A previous post introduced some basic functions for copper in human physiology. Here, let’s take a closer look at an interesting function of this trace metal. The average adult human body (if there is such a thing!) contains 60-120 mg of copper, with the highest concentrations found in hardworking tissues such as the kidneys, liver, brain, and heart. Aside from its essential role in the superoxide dismutase enzyme and its function in connective tissue synthesis, copper also appears to play a key role in neurological function.
The nutrient deficiency most commonly associated with myelopathy and/or subacute combined neuronal degeneration is that of vitamin B12. Some cases, however, may be impacted more by copper deficiency. The cause for deficiency is not always identifiable, but at least one study indicated that bariatric or other gastrointestinal surgery is a major contributor. Among forty patients with hematological abnormalities due to hypocupremia unrelated to genetic or constitutional copper deficiency (e.g., Wilson’s disease), ten (25%) had undergone bariatric surgery and another 14 (35%) had undergone other gastrointestinal tract surgeries, most commonly gastric resection.
Among 13 patients with copper deficiency-associated myelopathy and polyneuropathy, a high or high-normal serum zinc levelwas noted in 7 of the 11 for whom this information was available. (Copper, iron and zinc influence each other’s absorption and need to be kept in proper balance.) Oral copper supplementation restored copper levels to normal or near-normal in 7 of the 12 patients for which adequate follow-up data were available, and 3 additional patients had restoration of normal copper levels after parenteral supplementation.
It is important to note that while repletion of copper prevented further neurological deterioration, it didn’t have much effect on reversing damage that had already occurred. This is similar to what is seen in the sometimes permanent neurological degeneration resulting from longstanding B12 deficiency:
“Unrecognized copper deficiency appears to be a common cause of idiopathic myelopathy in adults. The clinical picture bears striking similarities to the syndrome of subacute combined degeneration associated with vitamin B12 deficiency. Early recognition and copper supplementation may prevent neurologic deterioration.” (Kumar et al., 2004)

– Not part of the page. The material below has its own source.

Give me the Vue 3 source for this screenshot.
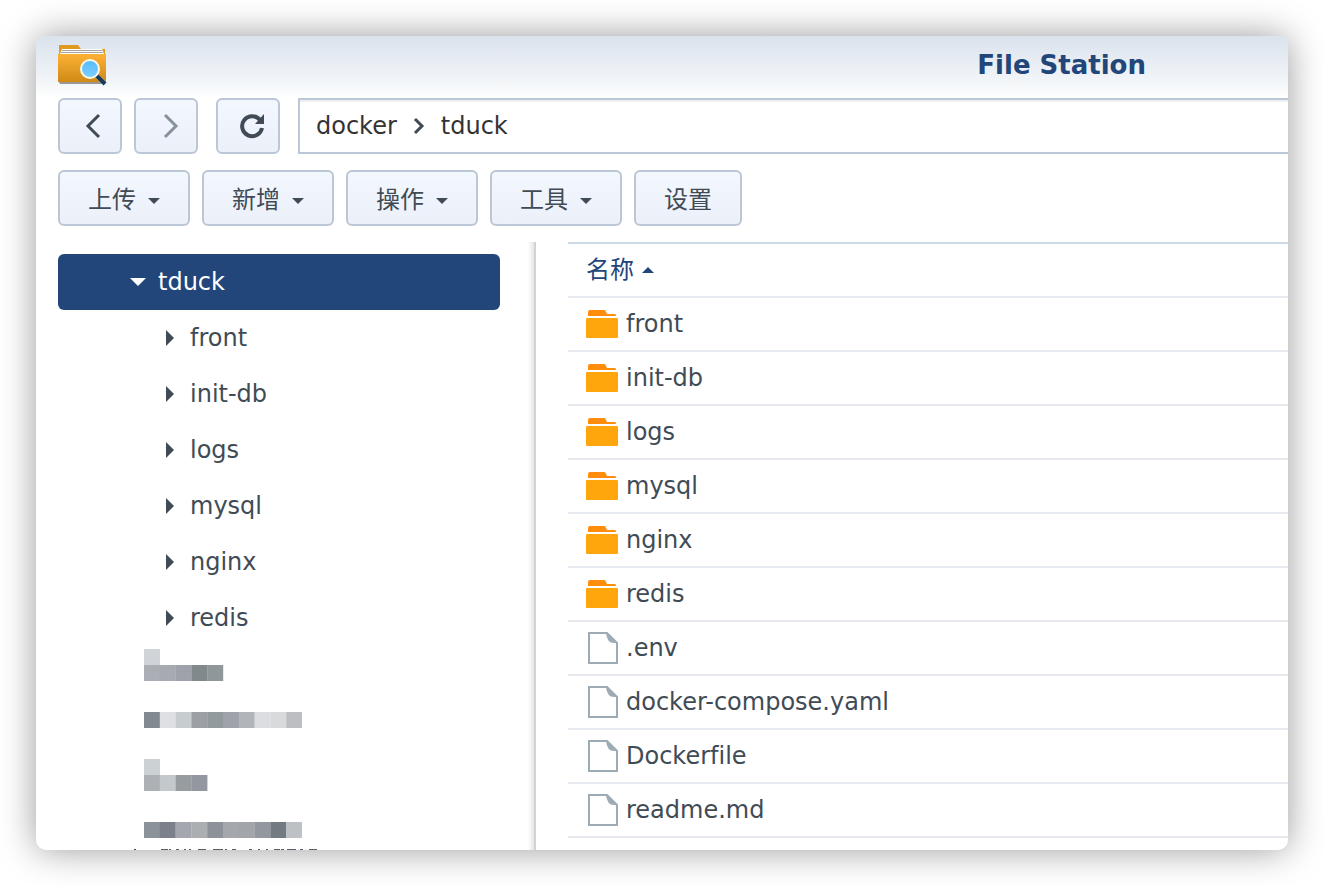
<script setup>
const menus = ['上传', '新增', '操作', '工具']
const folders = ['front', 'init-db', 'logs', 'mysql', 'nginx', 'redis']
const files = ['.env', 'docker-compose.yaml', 'Dockerfile', 'readme.md']

// Redacted tree entries: [column, row, colour] on a 10-column grid of cells
const line = (row, colours) => colours.map((c, i) => [i, row, c])
const mosaic = [
  { rows: 2, cells: [[0, 0, '#d0d4d8'], ...line(1, ['#abaeb4', '#a7aab0', '#9fa2ab', '#82898d', '#8f979a'])] },
  { rows: 1, cells: line(0, ['#838991', '#dfe0e3', '#c7cccf', '#9ca0a5', '#939a9e', '#9fa3a9', '#b1b5bb', '#dcdde1', '#d9dadc', '#bdbec4']) },
  { rows: 2, cells: [[0, 0, '#ccd2d3'], ...line(1, ['#adb1b6', '#c2c8cb', '#969c9f', '#9297a0'])] },
  { rows: 1, cells: line(0, ['#8c9299', '#7c808a', '#a4a7ae', '#abafb2', '#8d919a', '#a4a7ac', '#a2a5aa', '#9397a0', '#727b81', '#bdc1c5']) },
]
// Feet of the letters that stay visible under the last redaction
const feet = [[31, 7], [39, 2], [46, 3], [54, 2], [59, 2], [68, 8], [83, 8], [91, 2], [95, 2], [102, 4], [119, 3], [128, 2], [136, 2], [144, 6], [151, 3], [157, 9], [170, 3], [179, 8]]
</script>

<template>
  <div class="desktop">
    <main class="window">
      <header class="titlebar">
        <svg class="app-icon" width="50" height="42" viewBox="0 0 50 42" aria-hidden="true">
          <defs>
            <linearGradient id="folder-face" x1="0" y1="0" x2="0" y2="1">
              <stop offset="0" stop-color="#fbb234" />
              <stop offset="1" stop-color="#d08a17" />
            </linearGradient>
            <linearGradient id="lens" x1="0" y1="0" x2="0" y2="1">
              <stop offset="0" stop-color="#55bafb" />
              <stop offset="1" stop-color="#7fd0ff" />
            </linearGradient>
          </defs>
          <path d="M1 12V1h19l3 4h24v7z" fill="#e09a20" />
          <path d="M2 10l2-5h40l2 5z" fill="#fff" />
          <path d="M4 6h40v1H4zM3 8h42v1H3z" fill="#aaa39e" />
          <path d="M1 38h46v2H2z" fill="#756d68" opacity=".7" />
          <path d="M0 10h48v28H0z" fill="url(#folder-face)" />
          <path d="M38 31l9 9" stroke="#fff" stroke-width="5" opacity=".3" />
          <path d="M38 31l9 9" stroke="#17395a" stroke-width="4" />
          <circle cx="32" cy="25" r="9" fill="url(#lens)" stroke="#fff8e8" stroke-width="2" />
        </svg>
        <h1>File Station</h1>
      </header>

      <nav class="navbar" aria-label="导航">
        <button type="button" class="btn square" aria-label="后退">
          <svg width="24" height="28" viewBox="0 0 24 28"><path d="M18 3L7 14l11 11" fill="none" stroke="#414b55" stroke-width="3" /></svg>
        </button>
        <button type="button" class="btn square" aria-label="前进">
          <svg width="24" height="28" viewBox="0 0 24 28"><path d="M8 3l11 11L8 25" fill="none" stroke="#87919b" stroke-width="3" /></svg>
        </button>
        <button type="button" class="btn square refresh" aria-label="刷新">
          <svg width="28" height="28" viewBox="0 0 28 28"><path d="M24 16A10 10 0 1 1 22 8" fill="none" stroke="#414b55" stroke-width="4" /><path d="M26 2v10H17z" fill="#414b55" /></svg>
        </button>
        <div class="path">
          <a href="#docker">docker</a>
          <svg width="12" height="18" viewBox="0 0 12 18" aria-hidden="true"><path d="M2 2l7 7-7 7" fill="none" stroke="#414b55" stroke-width="3" /></svg>
          <a href="#tduck">tduck</a>
        </div>
      </nav>

      <div class="toolbar">
        <button v-for="m in menus" :key="m" type="button" class="btn menu">
          {{ m }}
          <svg width="12" height="6" viewBox="0 0 12 6" aria-hidden="true"><path d="M0 0h12L6 6z" fill="#414b55" /></svg>
        </button>
        <button type="button" class="btn settings">设置</button>
      </div>

      <div class="content">
        <aside class="tree">
          <button type="button" class="node root">
            <svg width="16" height="8" viewBox="0 0 16 8" aria-hidden="true"><path d="M0 0h16L8 8z" fill="#fff" /></svg>
            tduck
          </button>
          <button v-for="f in folders" :key="f" type="button" class="node">
            <svg width="8" height="16" viewBox="0 0 8 16" aria-hidden="true"><path d="M0 0v16l8-8z" fill="#414b55" /></svg>
            {{ f }}
          </button>
          <div class="redacted">
            <svg v-for="(m, i) in mosaic" :key="i" width="158" :height="m.rows * 16" :viewBox="`0 0 158 ${m.rows * 16}`" aria-hidden="true">
              <rect v-for="([x, y, c], j) in m.cells" :key="j" :x="x * 15.8" :y="y * 16" width="16" height="16" :fill="c" />
            </svg>
          </div>
          <svg class="feet" width="190" height="3" viewBox="0 0 190 3" aria-hidden="true">
            <path d="M4 0h2v2h-2z" fill="#414b55" />
            <rect v-for="([x, w], i) in feet" :key="i" :x="x" y="0" :width="w" height="2" fill="#59626b" />
          </svg>
        </aside>
        <div class="splitter"></div>
        <section class="listing">
          <table>
            <thead>
              <tr>
                <th scope="col">
                  <div class="cell">名称<svg width="12" height="6" viewBox="0 0 12 6" aria-hidden="true"><path d="M0 6h12L6 0z" fill="#22457a" /></svg></div>
                </th>
              </tr>
            </thead>
            <tbody>
              <tr v-for="f in folders" :key="f">
                <td>
                  <div class="cell">
                    <svg width="32" height="32" viewBox="0 0 32 32" aria-hidden="true">
                      <path d="M2 8V4q0-2 2-2h14q2 0 2 2l1 2h8q1 0 1 2z" fill="#ff8c0a" />
                      <path d="M1 10h30q1 0 1 1v18q0 1-1 1H1q-1 0-1-1V11q0-1 1-1z" fill="#ffa60d" />
                    </svg>
                    {{ f }}
                  </div>
                </td>
              </tr>
              <tr v-for="f in files" :key="f">
                <td>
                  <div class="cell">
                    <svg width="32" height="32" viewBox="0 0 32 32" aria-hidden="true">
                      <path d="M3 1h18l10 10v20H3z" fill="#fff" stroke="#9dabb5" stroke-width="2" />
                      <path d="M20 1h1l10 10h-3q-7 0-8-10z" fill="#9dabb5" />
                    </svg>
                    {{ f }}
                  </div>
                </td>
              </tr>
            </tbody>
          </table>
        </section>
      </div>
    </main>
  </div>
</template>

<style>
body { margin: 0; background: #fff; }
</style>

<style scoped>
* { box-sizing: border-box; }
.desktop {
  height: 100vh;
  padding: 36px;
  overflow: hidden;
  font: 24px/32px "DejaVu Sans", "Noto Sans CJK SC", sans-serif;
  font-variant-ligatures: none;
  color: #414b55;
}
.window {
  display: flex;
  flex-direction: column;
  height: 100%;
  overflow: hidden;
  border-radius: 10px;
  background: #fff;
  box-shadow: 0 0 36px rgba(0, 0, 0, .4);
}
svg { display: block; flex: none; }
.titlebar {
  display: flex;
  align-items: center;
  flex: none;
  height: 62px;
  padding: 0 142px 4px 22px;
  background: linear-gradient(#dae2ed, #f3f6f9 75%, #fff);
}
h1 {
  margin: 0 0 0 auto;
  color: #22457a;
  font: bold 26px/32px "DejaVu Sans", sans-serif;
}
.navbar { display: flex; flex: none; padding-left: 22px; }
.btn {
  display: flex;
  align-items: center;
  justify-content: center;
  height: 56px;
  padding: 0;
  border: 2px solid #bbc7d6;
  border-radius: 6px;
  background: linear-gradient(#f3f8ff, #ebf0f9);
  color: #414b55;
  font: inherit;
}
.square { width: 64px; margin-right: 12px; padding-left: 6px; }
.refresh { margin: 0 18px 0 6px; padding-left: 8px; }
.path {
  display: flex;
  align-items: center;
  flex: 1;
  gap: 16px;
  padding: 0 16px;
  border: solid #bbc7d6;
  border-width: 2px 0 2px 2px;
  box-shadow: inset 0 2px #f0f0f2;
}
.path a { color: #333; text-decoration: none; }
.toolbar { display: flex; flex: none; gap: 12px; padding: 16px 22px; }
.menu, .settings { padding-top: 4px; }
.menu { width: 132px; gap: 12px; }
.menu svg { margin-top: 2px; }
.settings { width: 108px; }
.content { display: flex; flex: 1; min-height: 0; }
.tree { flex: none; width: 492px; padding: 12px 28px 0 22px; overflow: hidden; }
.node {
  display: flex;
  align-items: center;
  width: 100%;
  height: 56px;
  padding: 0 0 0 108px;
  gap: 16px;
  border: 0;
  border-radius: 6px;
  background: none;
  color: inherit;
  font: inherit;
}
.root { padding-left: 72px; gap: 12px; background: #22457a; color: #fff; }
.redacted { display: flex; flex-direction: column; gap: 31px; padding: 3px 0 11px 86px; }
.feet { margin-left: 72px; }
.splitter {
  flex: none;
  width: 8px;
  border-right: 2px solid #d2d2d2;
  background: linear-gradient(90deg, #fff, #e4e4e4);
}
.listing { flex: 1; min-width: 0; margin-left: 32px; overflow: hidden; }
table { width: 100%; border-collapse: separate; border-spacing: 0; border-top: 2px solid #ced9e6; }
th, td { padding: 0; border-bottom: 2px solid #e6eaf0; font-weight: normal; text-align: left; }
th { color: #22457a; }
.cell { display: flex; align-items: center; gap: 8px; height: 52px; padding-left: 18px; }
</style>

Other studies corroborate the finding that copper supplementation can halt continued decline, but it may not turn back the clock on existing damage. All hope is not lost, though. One case report of a 53-year-old woman with peripheral neuropathy, anemia and leucopenia without thrombocytopenia, whose B12, methylmalonic acid (MMA), and folate levels were all normal, showed that oral copper supplementation may result in both subjective and objective improvements. This patient had markedly decreased serum copper and ceruloplasmin levels, along with elevated serum zinc. She had no history of gastric surgery or prior malabsorption and denied zinc supplementation. Whatever the reason for the copper/zinc imbalance, oral copper supplementation resolved the anemia within 1 month, and after 4 months, she reported feeling stronger and a neurologic examination showed resolution of proximal weakness. The neurologic examination was otherwise unchanged, though, and she continued to experience “persistent severe sensory ataxia.”
Another study confirmed elevated zinc and decreased copper levels in a small cohort of patients with neurological symptoms resulting from acquired copper deficiency. Reasons for the deficiency in 4 out of the 7 patients included decreased intake or absorption (stoma/parenteral nutrition, malabsorption, lack of proper supplementation post-bariatric or gastric surgery), but a perhaps surprising reason for 4 subjects was chronic use of denture adhesive paste containing zinc. (One patient had both of these causes.) Denture paste! How’s that for a hidden factor? Six out of the 7 patients showed anemia and lymphopenia. After copper supplementation, serum copper balance and the hematological abnormalities were the first issues to normalize (within two months), and radiological myelitis disappeared within ten months. Neurological symptoms improved in 6 out of the 7 patients after a mean follow-up of 2 years. So it does seem that a certain degree of degeneration is reversible. Perhaps it depends on the extent and duration of the damage, and possibly also the patient’s general health status.
Bottom line – when assessing patients for non-specific neurological symptoms, particularly when serum B12 and other related markers are normal, don’t forget copper.